The department said the 12-month pilot, which began on Wednesday, will test whether electronic monitoring is an effective way to give immigration bail to those who arrive in the country using “unnecessary and dangerous” routes.
It comes after a ruling by the European Court of Human Rights (ECHR) on Tuesday prevented the first flight from leaving under the Government’s new policy of deporting asylum seekers to Rwanda.
Speaking to reporters at RAF Brize Norton after returning from Ukraine, the Prime Minister said: “This is a very, very generous welcoming country. But when people come here illegally, when they break the law, it is important that we make that distinction.
“That is what we are doing with our Rwanda policy. That is what we are doing with making sure that asylum seekers can’t just vanish into the rest of the country.”
However, Labour leader Sir Keir Starmer, campaigning in the Wakefield by-election, accused the Government of “chasing headlines”, saying it would do nothing to halt the activities of the people trafficking gangs.
“What I want is a serious response because nobody wants these journeys across the Channel to be made, these perilous journeys,” he said.
“Everybody want to clamp down on the gangs. That requires grown-up work with the French authorities and upstream work to actually tackle these gangs.”
The BBC reported the first to be tagged under the bail programme were likely to be those who had avoided being removed to Rwanda.
The Home Office said the trial will test whether tagging aids regular contact with those given bail and progresses their claims more effectively.
Those tagged will have to regularly report in person to authorities, may be subject to a curfew or excluded from certain locations, and failure to comply could see them returned to detention or prosecuted.

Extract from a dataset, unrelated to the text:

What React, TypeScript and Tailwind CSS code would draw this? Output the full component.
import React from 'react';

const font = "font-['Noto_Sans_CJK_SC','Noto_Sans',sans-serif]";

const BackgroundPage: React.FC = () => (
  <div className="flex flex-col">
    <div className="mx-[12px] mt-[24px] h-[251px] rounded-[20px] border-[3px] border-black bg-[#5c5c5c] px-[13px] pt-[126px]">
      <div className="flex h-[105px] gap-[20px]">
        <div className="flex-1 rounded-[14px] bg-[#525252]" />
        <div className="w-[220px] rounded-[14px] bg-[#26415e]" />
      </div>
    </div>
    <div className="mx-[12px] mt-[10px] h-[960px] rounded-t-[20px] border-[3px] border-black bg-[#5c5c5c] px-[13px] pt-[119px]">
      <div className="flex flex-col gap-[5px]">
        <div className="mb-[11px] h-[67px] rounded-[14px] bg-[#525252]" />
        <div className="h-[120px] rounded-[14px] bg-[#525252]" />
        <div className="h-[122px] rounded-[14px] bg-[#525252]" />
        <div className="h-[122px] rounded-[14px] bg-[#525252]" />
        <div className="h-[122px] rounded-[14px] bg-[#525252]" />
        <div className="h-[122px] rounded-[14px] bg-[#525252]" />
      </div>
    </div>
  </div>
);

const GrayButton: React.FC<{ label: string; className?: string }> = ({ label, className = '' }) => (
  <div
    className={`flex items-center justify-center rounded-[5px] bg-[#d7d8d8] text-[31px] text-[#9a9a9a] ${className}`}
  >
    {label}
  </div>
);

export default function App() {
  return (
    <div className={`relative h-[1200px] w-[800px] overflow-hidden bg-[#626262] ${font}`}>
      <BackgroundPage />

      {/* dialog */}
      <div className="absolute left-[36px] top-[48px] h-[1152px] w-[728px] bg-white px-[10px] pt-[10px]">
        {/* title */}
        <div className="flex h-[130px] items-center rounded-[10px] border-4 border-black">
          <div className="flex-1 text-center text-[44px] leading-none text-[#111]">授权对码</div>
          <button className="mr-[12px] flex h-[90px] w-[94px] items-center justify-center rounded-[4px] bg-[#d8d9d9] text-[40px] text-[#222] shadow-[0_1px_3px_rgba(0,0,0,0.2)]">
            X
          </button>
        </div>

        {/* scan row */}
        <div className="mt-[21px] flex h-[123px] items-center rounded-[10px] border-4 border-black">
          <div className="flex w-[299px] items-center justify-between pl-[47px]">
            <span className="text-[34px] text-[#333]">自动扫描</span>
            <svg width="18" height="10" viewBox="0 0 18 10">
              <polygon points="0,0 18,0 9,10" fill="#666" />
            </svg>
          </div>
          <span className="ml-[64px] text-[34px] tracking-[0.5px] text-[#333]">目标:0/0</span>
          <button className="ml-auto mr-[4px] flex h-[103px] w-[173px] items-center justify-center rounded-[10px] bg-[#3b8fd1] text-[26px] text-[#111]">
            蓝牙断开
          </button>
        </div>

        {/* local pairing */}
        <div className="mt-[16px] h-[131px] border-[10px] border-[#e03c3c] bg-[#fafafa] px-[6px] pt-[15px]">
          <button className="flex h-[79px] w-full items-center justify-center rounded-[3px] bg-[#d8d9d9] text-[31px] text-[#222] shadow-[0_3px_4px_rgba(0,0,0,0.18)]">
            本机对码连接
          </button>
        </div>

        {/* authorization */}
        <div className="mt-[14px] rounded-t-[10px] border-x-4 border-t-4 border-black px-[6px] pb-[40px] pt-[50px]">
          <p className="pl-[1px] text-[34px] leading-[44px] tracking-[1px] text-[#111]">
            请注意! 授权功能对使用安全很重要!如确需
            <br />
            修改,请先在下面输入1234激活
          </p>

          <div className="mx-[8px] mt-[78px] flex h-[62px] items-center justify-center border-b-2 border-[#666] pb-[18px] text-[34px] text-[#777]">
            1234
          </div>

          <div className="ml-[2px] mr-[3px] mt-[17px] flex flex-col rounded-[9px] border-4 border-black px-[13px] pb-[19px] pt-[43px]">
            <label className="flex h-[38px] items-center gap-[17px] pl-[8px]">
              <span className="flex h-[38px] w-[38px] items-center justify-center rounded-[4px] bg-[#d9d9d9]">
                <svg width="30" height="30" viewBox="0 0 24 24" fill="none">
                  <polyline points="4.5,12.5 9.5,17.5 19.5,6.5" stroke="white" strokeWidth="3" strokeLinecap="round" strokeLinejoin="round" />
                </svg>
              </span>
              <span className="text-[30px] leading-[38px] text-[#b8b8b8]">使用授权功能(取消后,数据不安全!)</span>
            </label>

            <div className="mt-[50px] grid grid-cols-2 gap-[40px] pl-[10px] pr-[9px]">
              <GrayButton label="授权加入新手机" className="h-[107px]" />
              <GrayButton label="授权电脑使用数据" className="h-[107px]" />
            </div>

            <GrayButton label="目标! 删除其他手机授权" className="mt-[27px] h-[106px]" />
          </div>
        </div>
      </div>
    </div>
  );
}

Analysis of Ministry of Defence data by the PA news agency shows 11,322 people have been brought to shore by Border Force or the RNLI after being rescued from small boats in the Channel, the world’s busiest shipping lane.
On Friday, 230 people on five small boats were brought to Britain.
The daily number has been decreasing steadily throughout the week after a high of 444 on Tuesday. That was the highest number since 654 on April 13.
With 13 days of June left to go the number of people crossing the Channel is almost double this time last year.
By the end of June 2021, 5,911 people had made the crossing so far that year.
PA analysis shows 346 boats have been used in Channel crossings so far this year, with an average of 33 people on board each one.